REQUEST:
Emit the data below verbatim, stripping out any pictures.

DATA:
------
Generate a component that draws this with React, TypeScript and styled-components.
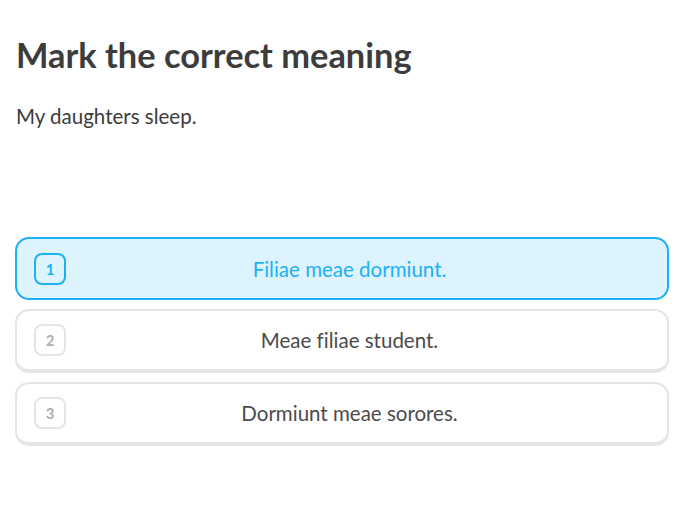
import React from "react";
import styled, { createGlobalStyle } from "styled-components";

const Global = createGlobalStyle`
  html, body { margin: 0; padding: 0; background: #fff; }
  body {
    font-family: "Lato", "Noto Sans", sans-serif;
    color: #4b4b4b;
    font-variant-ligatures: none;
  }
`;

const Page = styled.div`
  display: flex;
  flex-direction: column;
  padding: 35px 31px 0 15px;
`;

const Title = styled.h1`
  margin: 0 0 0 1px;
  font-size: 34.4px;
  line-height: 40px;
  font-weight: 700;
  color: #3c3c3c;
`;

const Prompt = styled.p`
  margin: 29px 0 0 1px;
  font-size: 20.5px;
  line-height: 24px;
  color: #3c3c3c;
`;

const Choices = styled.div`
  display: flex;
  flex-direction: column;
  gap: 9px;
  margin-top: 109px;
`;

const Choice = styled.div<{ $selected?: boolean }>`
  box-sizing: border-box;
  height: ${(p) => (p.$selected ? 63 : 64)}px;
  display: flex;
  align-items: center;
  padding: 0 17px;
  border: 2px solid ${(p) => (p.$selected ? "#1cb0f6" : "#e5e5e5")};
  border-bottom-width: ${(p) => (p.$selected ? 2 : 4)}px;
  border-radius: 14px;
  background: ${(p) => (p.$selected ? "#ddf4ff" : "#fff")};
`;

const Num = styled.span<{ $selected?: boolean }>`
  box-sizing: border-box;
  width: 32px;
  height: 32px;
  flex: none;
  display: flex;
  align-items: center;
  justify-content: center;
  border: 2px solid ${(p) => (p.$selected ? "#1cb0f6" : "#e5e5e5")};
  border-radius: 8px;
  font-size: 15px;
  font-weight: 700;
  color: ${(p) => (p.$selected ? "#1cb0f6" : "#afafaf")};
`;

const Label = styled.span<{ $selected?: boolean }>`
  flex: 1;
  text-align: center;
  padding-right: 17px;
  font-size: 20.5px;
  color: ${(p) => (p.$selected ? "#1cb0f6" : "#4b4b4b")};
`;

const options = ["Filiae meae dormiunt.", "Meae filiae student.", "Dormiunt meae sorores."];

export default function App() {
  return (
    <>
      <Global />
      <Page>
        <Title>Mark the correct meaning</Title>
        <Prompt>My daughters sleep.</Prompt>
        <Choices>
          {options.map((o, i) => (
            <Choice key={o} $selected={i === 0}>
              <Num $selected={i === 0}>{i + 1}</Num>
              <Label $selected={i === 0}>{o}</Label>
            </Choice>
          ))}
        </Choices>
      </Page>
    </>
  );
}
------
REPLY TO THE TASK:
Generate a component that draws this with React, TypeScript and styled-components.
import React from "react";
import styled, { createGlobalStyle } from "styled-components";

const Global = createGlobalStyle`
  html, body { margin: 0; padding: 0; background: #fff; }
  body {
    font-family: "Lato", "Noto Sans", sans-serif;
    color: #4b4b4b;
    font-variant-ligatures: none;
  }
`;

const Page = styled.div`
  display: flex;
  flex-direction: column;
  padding: 35px 31px 0 15px;
`;

const Title = styled.h1`
  margin: 0 0 0 1px;
  font-size: 34.4px;
  line-height: 40px;
  font-weight: 700;
  color: #3c3c3c;
`;

const Prompt = styled.p`
  margin: 29px 0 0 1px;
  font-size: 20.5px;
  line-height: 24px;
  color: #3c3c3c;
`;

const Choices = styled.div`
  display: flex;
  flex-direction: column;
  gap: 9px;
  margin-top: 109px;
`;

const Choice = styled.div<{ $selected?: boolean }>`
  box-sizing: border-box;
  height: ${(p) => (p.$selected ? 63 : 64)}px;
  display: flex;
  align-items: center;
  padding: 0 17px;
  border: 2px solid ${(p) => (p.$selected ? "#1cb0f6" : "#e5e5e5")};
  border-bottom-width: ${(p) => (p.$selected ? 2 : 4)}px;
  border-radius: 14px;
  background: ${(p) => (p.$selected ? "#ddf4ff" : "#fff")};
`;

const Num = styled.span<{ $selected?: boolean }>`
  box-sizing: border-box;
  width: 32px;
  height: 32px;
  flex: none;
  display: flex;
  align-items: center;
  justify-content: center;
  border: 2px solid ${(p) => (p.$selected ? "#1cb0f6" : "#e5e5e5")};
  border-radius: 8px;
  font-size: 15px;
  font-weight: 700;
  color: ${(p) => (p.$selected ? "#1cb0f6" : "#afafaf")};
`;

const Label = styled.span<{ $selected?: boolean }>`
  flex: 1;
  text-align: center;
  padding-right: 17px;
  font-size: 20.5px;
  color: ${(p) => (p.$selected ? "#1cb0f6" : "#4b4b4b")};
`;

const options = ["Filiae meae dormiunt.", "Meae filiae student.", "Dormiunt meae sorores."];

export default function App() {
  return (
    <>
      <Global />
      <Page>
        <Title>Mark the correct meaning</Title>
        <Prompt>My daughters sleep.</Prompt>
        <Choices>
          {options.map((o, i) => (
            <Choice key={o} $selected={i === 0}>
              <Num $selected={i === 0}>{i + 1}</Num>
              <Label $selected={i === 0}>{o}</Label>
            </Choice>
          ))}
        </Choices>
      </Page>
    </>
  );
}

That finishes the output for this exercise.